Exercise directions> Exact reproduction of the data is required, with images excluded.
━━━━━━
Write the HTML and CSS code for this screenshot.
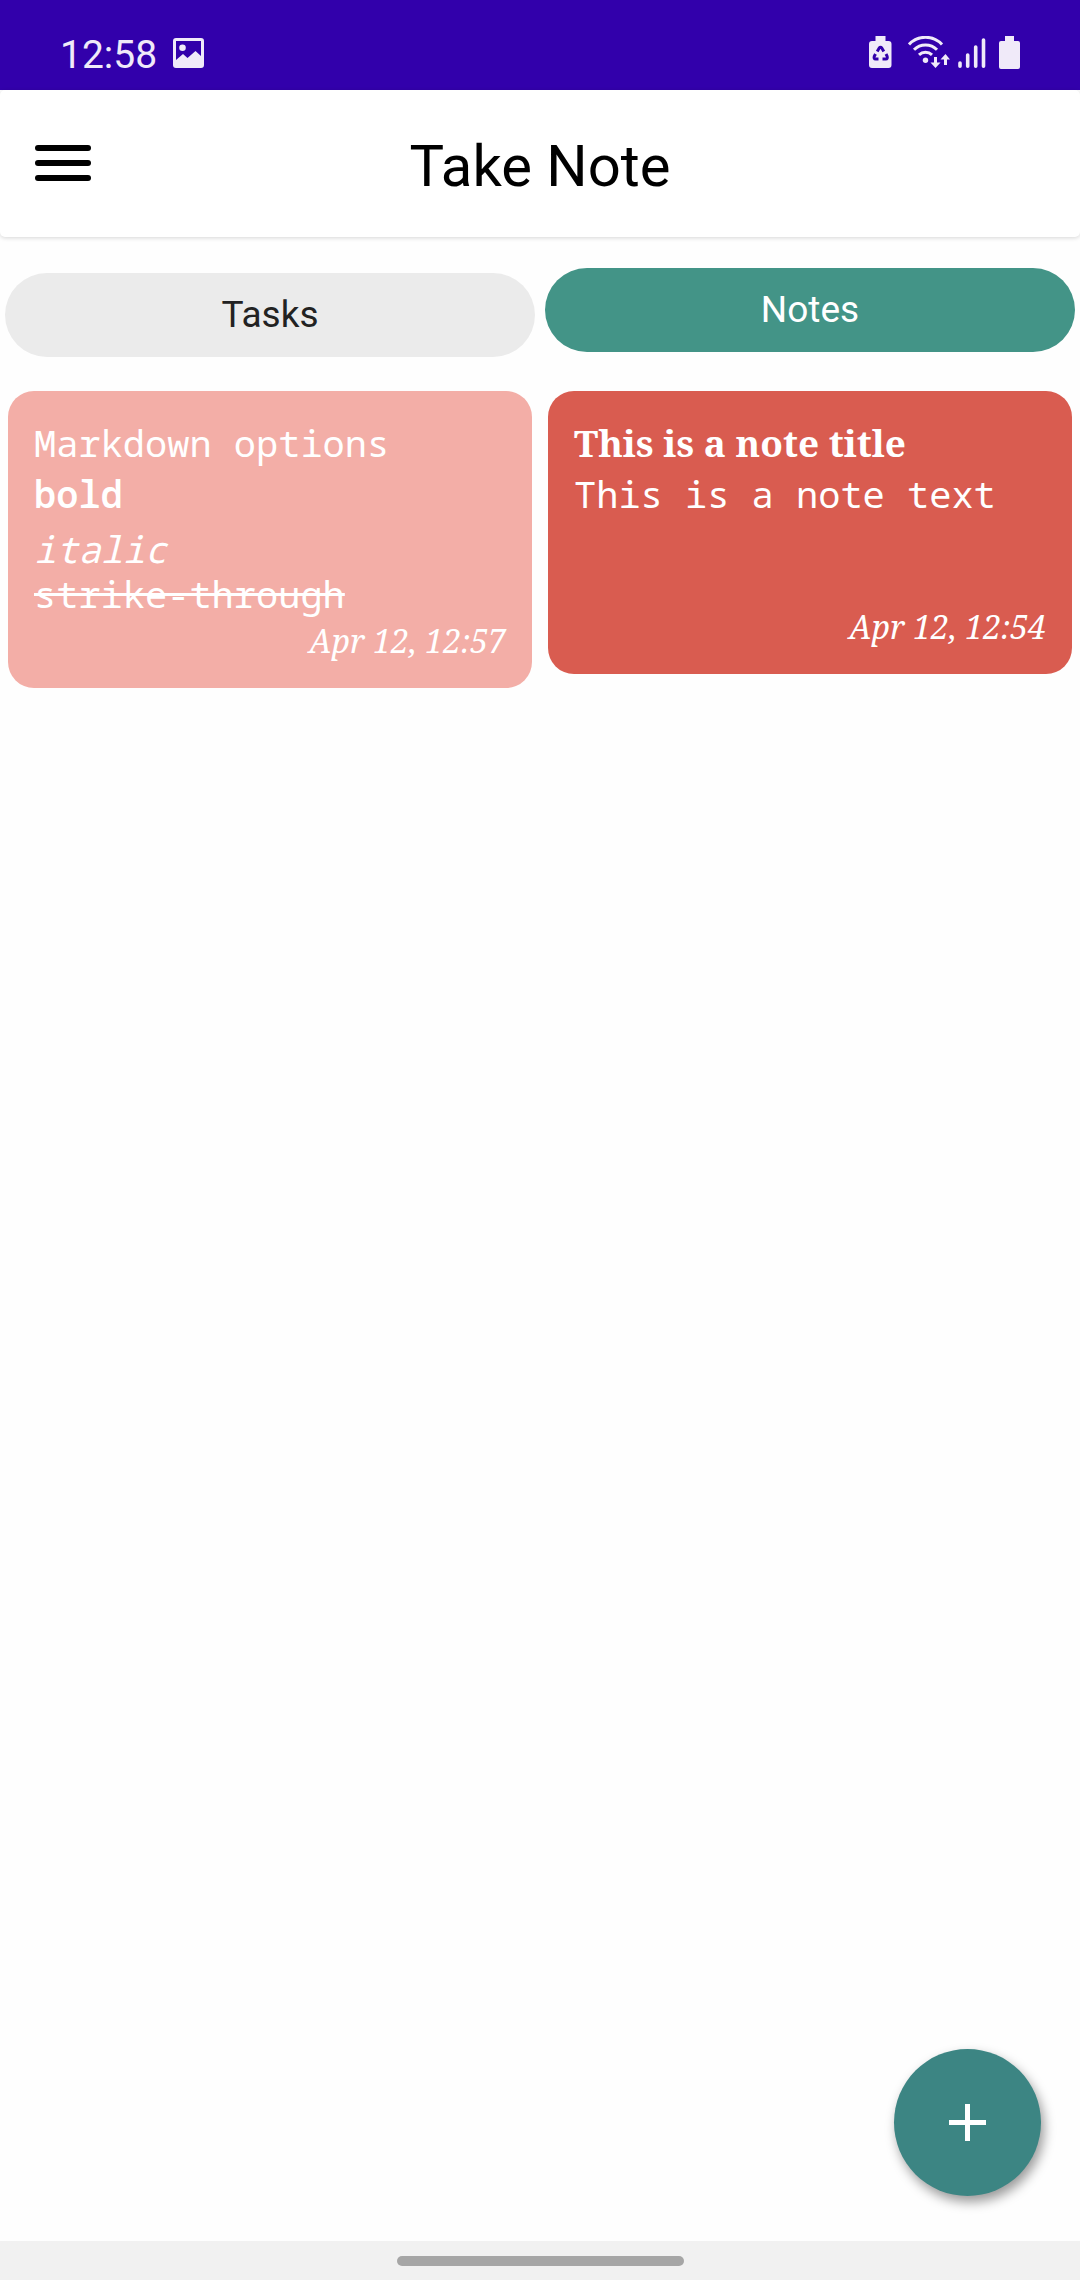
FILE: index.html
```html
<!DOCTYPE html>
<html lang="en">
<head>
<meta charset="utf-8">
<meta name="viewport" content="width=device-width, initial-scale=1">
<title>Take Note</title>
<link rel="stylesheet" href="styles.css">
</head>
<body>
<div class="app">
  <div class="status-bar">
    <div class="status-group">
      <span class="clock">12:58</span>
      <svg class="icon-picture" width="32" height="31" viewBox="0 0 32 31" aria-hidden="true"><path fill="currentColor" fill-rule="evenodd" d="M3 0h25a3 3 0 0 1 3 3v24a3 3 0 0 1-3 3H3a3 3 0 0 1-3-3V3a3 3 0 0 1 3-3zM3 3v19l7-6 4.500 4 8-7L28 18V3zM9.500 6.500a3.300 3.300 0 1 1 0 6.600 3.300 3.300 0 0 1 0-6.600z"/></svg>
    </div>
    <div class="status-group status-icons">
      <svg width="23" height="33" viewBox="0 0 23 33" aria-hidden="true"><path fill="currentColor" d="M6.500 0h10v5h3a3 3 0 0 1 3 3v21a3 3 0 0 1-3 3H3a3 3 0 0 1-3-3V8a3 3 0 0 1 3-3h3.500z"/><path class="recycle" d="M8.200 15.500l2-3.500q1.300-1.600 2.600 0l2 3.500M6.500 18l-1.200 2.200q-.8 2.800 1.400 2.900H9.500M17 18l1.100 2.200q.8 2.800-1.400 2.900H13.500"/></svg>
      <svg class="icon-wifi" width="42" height="33" viewBox="0 0 42 33" aria-hidden="true"><g fill="none" stroke="currentColor" stroke-width="3"><path d="M1 8.500a22.500 22.500 0 0 1 33 0M6 13.800a16 16 0 0 1 23 0M11 18.800a9.500 9.500 0 0 1 13 0"/></g><circle cx="17.500" cy="24.300" r="2.700" fill="currentColor"/><path fill="currentColor" d="M26 21h3v5.500h3.500l-5 5.500-5-5.500H26zM36 29h3v-5.500h3L37.500 18l-5 5.500H36z"/></svg>
      <svg class="icon-signal" width="28" height="33" viewBox="0 0 28 33" aria-hidden="true"><path stroke="currentColor" stroke-width="3.600" stroke-linecap="round" d="M2 27v3.300M9.700 19v11.300M17.700 11v19.300M25.500 4v26.300"/></svg>
      <svg class="icon-battery" width="21" height="33" viewBox="0 0 21 33" aria-hidden="true"><path fill="currentColor" d="M6 0h9v5h4a2 2 0 0 1 2 2v24a2 2 0 0 1-2 2H2a2 2 0 0 1-2-2V7a2 2 0 0 1 2-2h4z"/></svg>
    </div>
  </div>
  <header class="toolbar">
    <button class="menu-button" type="button" aria-label="Menu"><span class="menu-line"></span><span class="menu-line"></span><span class="menu-line"></span></button>
    <h1 class="toolbar-title">Take Note</h1>
  </header>
  <nav class="tabs" aria-label="Sections">
    <button class="tab" type="button">Tasks</button>
    <button class="tab tab-active" type="button">Notes</button>
  </nav>
  <main class="notes">
    <article class="note note-pink">
      <p class="note-line note-lead">Markdown options</p>
      <p class="note-line note-strong"><strong>bold</strong></p>
      <p class="note-line"><em>italic</em></p>
      <p class="note-line"><s>strike-through</s></p>
      <time class="note-date">Apr 12, 12:57</time>
    </article>
    <article class="note note-red">
      <h2 class="note-title note-lead">This is a note title</h2>
      <p class="note-line">This is a note text</p>
      <time class="note-date">Apr 12, 12:54</time>
    </article>
  </main>
  <button class="fab" type="button" aria-label="Add note"><svg width="37" height="37" viewBox="0 0 37 37" aria-hidden="true"><path fill="#fff" d="M16 0h5v16h16v5H21v16h-5V21H0v-5h16z"/></svg></button>
  <div class="gesture-bar"><span class="gesture-pill"></span></div>
</div>
</body>
</html>
```
FILE: styles.css
```css
* { box-sizing: border-box; }
body { margin: 0; background: #fefefe; font-family: Roboto, sans-serif; }
h1, h2, p { margin: 0; font-weight: 400; }
button { border: 0; padding: 0; font: inherit; cursor: pointer; }
svg { display: block; }

.app { position: relative; display: flex; flex-direction: column; min-height: 100vh; }

.status-bar { display: flex; justify-content: space-between; align-items: flex-start; height: 90px; padding: 36px 60px 0; background: #3200ab; color: #f0eaf9; }
.status-group { display: flex; gap: 16px; }
.clock { font-size: 39px; line-height: 38px; }
.icon-picture { margin-top: 2px; }
.status-icons { gap: 0; }
.icon-wifi { margin-left: 16px; }
.icon-signal { margin-left: 8px; }
.icon-battery { margin-left: 13px; }
.recycle { fill: none; stroke: #3200ab; stroke-width: 3; }

.toolbar { display: grid; grid-template-columns: 1fr auto 1fr; align-items: center; height: 147px; padding: 0 35px 2px; background: #fff; border-radius: 5px; box-shadow: 0 1px 4px rgba(0, 0, 0, .16); }
.menu-button { display: flex; flex-direction: column; gap: 9px; width: 56px; background: none; }
.menu-line { height: 6px; border-radius: 3px; background: #000; }
.toolbar-title { font-size: 58px; line-height: 68px; color: #000; padding-top: 6px; }

.tabs { display: grid; grid-template-columns: 1fr 1fr; gap: 10px; padding: 31px 5px 34px; }
.tab { height: 84px; padding-bottom: 2px; border-radius: 42px; margin-top: 5px; background: #ebebeb; color: #222; font-size: 37px; }
.tab-active { margin: 0 0 5px; background: #439487; color: #fff; }

.notes { display: grid; grid-template-columns: 1fr 1fr; align-items: start; gap: 16px; padding: 0 8px; }
.note { display: flex; flex-direction: column; min-height: 283px; padding: 29px 26px 22px; border-radius: 26px; color: #fff; font-family: "Noto Serif", "Droid Serif", serif; }
.note-pink { background: #f3aea7; }
.note-red { background: #d95c50; }
.note-line { font-family: "Droid Sans Mono", "Noto Sans Mono", "DejaVu Sans Mono", monospace; font-size: 37px; line-height: 45px; }
.note-line strong { font-weight: 600; }
.note-title { font-size: 37px; line-height: 45px; font-weight: 700; }
.note-lead { margin-bottom: 6px; }
.note-strong { margin-bottom: 10px; }
.note-date { margin-top: auto; align-self: flex-end; font-size: 32px; line-height: 50px; font-style: italic; }

.fab { position: fixed; right: 39px; bottom: 84px; display: grid; place-items: center; width: 147px; height: 147px; border-radius: 50%; background: #3c8583; box-shadow: 3px 6px 12px rgba(0, 0, 0, .4); }

.gesture-bar { display: flex; justify-content: center; align-items: center; height: 39px; margin-top: auto; background: #f1f1f1; }
.gesture-pill { width: 287px; height: 10px; border-radius: 5px; background: #a6a6a6; }
```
━━━━━━
Written answer>
Write the HTML and CSS code for this screenshot.
FILE: index.html
```html
<!DOCTYPE html>
<html lang="en">
<head>
<meta charset="utf-8">
<meta name="viewport" content="width=device-width, initial-scale=1">
<title>Take Note</title>
<link rel="stylesheet" href="styles.css">
</head>
<body>
<div class="app">
  <div class="status-bar">
    <div class="status-group">
      <span class="clock">12:58</span>
      <svg class="icon-picture" width="32" height="31" viewBox="0 0 32 31" aria-hidden="true"><path fill="currentColor" fill-rule="evenodd" d="M3 0h25a3 3 0 0 1 3 3v24a3 3 0 0 1-3 3H3a3 3 0 0 1-3-3V3a3 3 0 0 1 3-3zM3 3v19l7-6 4.500 4 8-7L28 18V3zM9.500 6.500a3.300 3.300 0 1 1 0 6.600 3.300 3.300 0 0 1 0-6.600z"/></svg>
    </div>
    <div class="status-group status-icons">
      <svg width="23" height="33" viewBox="0 0 23 33" aria-hidden="true"><path fill="currentColor" d="M6.500 0h10v5h3a3 3 0 0 1 3 3v21a3 3 0 0 1-3 3H3a3 3 0 0 1-3-3V8a3 3 0 0 1 3-3h3.500z"/><path class="recycle" d="M8.200 15.500l2-3.500q1.300-1.600 2.600 0l2 3.500M6.500 18l-1.200 2.200q-.8 2.800 1.400 2.900H9.500M17 18l1.100 2.200q.8 2.800-1.400 2.900H13.500"/></svg>
      <svg class="icon-wifi" width="42" height="33" viewBox="0 0 42 33" aria-hidden="true"><g fill="none" stroke="currentColor" stroke-width="3"><path d="M1 8.500a22.500 22.500 0 0 1 33 0M6 13.800a16 16 0 0 1 23 0M11 18.800a9.500 9.500 0 0 1 13 0"/></g><circle cx="17.500" cy="24.300" r="2.700" fill="currentColor"/><path fill="currentColor" d="M26 21h3v5.500h3.500l-5 5.500-5-5.500H26zM36 29h3v-5.500h3L37.500 18l-5 5.500H36z"/></svg>
      <svg class="icon-signal" width="28" height="33" viewBox="0 0 28 33" aria-hidden="true"><path stroke="currentColor" stroke-width="3.600" stroke-linecap="round" d="M2 27v3.300M9.700 19v11.300M17.700 11v19.300M25.500 4v26.300"/></svg>
      <svg class="icon-battery" width="21" height="33" viewBox="0 0 21 33" aria-hidden="true"><path fill="currentColor" d="M6 0h9v5h4a2 2 0 0 1 2 2v24a2 2 0 0 1-2 2H2a2 2 0 0 1-2-2V7a2 2 0 0 1 2-2h4z"/></svg>
    </div>
  </div>
  <header class="toolbar">
    <button class="menu-button" type="button" aria-label="Menu"><span class="menu-line"></span><span class="menu-line"></span><span class="menu-line"></span></button>
    <h1 class="toolbar-title">Take Note</h1>
  </header>
  <nav class="tabs" aria-label="Sections">
    <button class="tab" type="button">Tasks</button>
    <button class="tab tab-active" type="button">Notes</button>
  </nav>
  <main class="notes">
    <article class="note note-pink">
      <p class="note-line note-lead">Markdown options</p>
      <p class="note-line note-strong"><strong>bold</strong></p>
      <p class="note-line"><em>italic</em></p>
      <p class="note-line"><s>strike-through</s></p>
      <time class="note-date">Apr 12, 12:57</time>
    </article>
    <article class="note note-red">
      <h2 class="note-title note-lead">This is a note title</h2>
      <p class="note-line">This is a note text</p>
      <time class="note-date">Apr 12, 12:54</time>
    </article>
  </main>
  <button class="fab" type="button" aria-label="Add note"><svg width="37" height="37" viewBox="0 0 37 37" aria-hidden="true"><path fill="#fff" d="M16 0h5v16h16v5H21v16h-5V21H0v-5h16z"/></svg></button>
  <div class="gesture-bar"><span class="gesture-pill"></span></div>
</div>
</body>
</html>
```
FILE: styles.css
```css
* { box-sizing: border-box; }
body { margin: 0; background: #fefefe; font-family: Roboto, sans-serif; }
h1, h2, p { margin: 0; font-weight: 400; }
button { border: 0; padding: 0; font: inherit; cursor: pointer; }
svg { display: block; }

.app { position: relative; display: flex; flex-direction: column; min-height: 100vh; }

.status-bar { display: flex; justify-content: space-between; align-items: flex-start; height: 90px; padding: 36px 60px 0; background: #3200ab; color: #f0eaf9; }
.status-group { display: flex; gap: 16px; }
.clock { font-size: 39px; line-height: 38px; }
.icon-picture { margin-top: 2px; }
.status-icons { gap: 0; }
.icon-wifi { margin-left: 16px; }
.icon-signal { margin-left: 8px; }
.icon-battery { margin-left: 13px; }
.recycle { fill: none; stroke: #3200ab; stroke-width: 3; }

.toolbar { display: grid; grid-template-columns: 1fr auto 1fr; align-items: center; height: 147px; padding: 0 35px 2px; background: #fff; border-radius: 5px; box-shadow: 0 1px 4px rgba(0, 0, 0, .16); }
.menu-button { display: flex; flex-direction: column; gap: 9px; width: 56px; background: none; }
.menu-line { height: 6px; border-radius: 3px; background: #000; }
.toolbar-title { font-size: 58px; line-height: 68px; color: #000; padding-top: 6px; }

.tabs { display: grid; grid-template-columns: 1fr 1fr; gap: 10px; padding: 31px 5px 34px; }
.tab { height: 84px; padding-bottom: 2px; border-radius: 42px; margin-top: 5px; background: #ebebeb; color: #222; font-size: 37px; }
.tab-active { margin: 0 0 5px; background: #439487; color: #fff; }

.notes { display: grid; grid-template-columns: 1fr 1fr; align-items: start; gap: 16px; padding: 0 8px; }
.note { display: flex; flex-direction: column; min-height: 283px; padding: 29px 26px 22px; border-radius: 26px; color: #fff; font-family: "Noto Serif", "Droid Serif", serif; }
.note-pink { background: #f3aea7; }
.note-red { background: #d95c50; }
.note-line { font-family: "Droid Sans Mono", "Noto Sans Mono", "DejaVu Sans Mono", monospace; font-size: 37px; line-height: 45px; }
.note-line strong { font-weight: 600; }
.note-title { font-size: 37px; line-height: 45px; font-weight: 700; }
.note-lead { margin-bottom: 6px; }
.note-strong { margin-bottom: 10px; }
.note-date { margin-top: auto; align-self: flex-end; font-size: 32px; line-height: 50px; font-style: italic; }

.fab { position: fixed; right: 39px; bottom: 84px; display: grid; place-items: center; width: 147px; height: 147px; border-radius: 50%; background: #3c8583; box-shadow: 3px 6px 12px rgba(0, 0, 0, .4); }

.gesture-bar { display: flex; justify-content: center; align-items: center; height: 39px; margin-top: auto; background: #f1f1f1; }
.gesture-pill { width: 287px; height: 10px; border-radius: 5px; background: #a6a6a6; }
```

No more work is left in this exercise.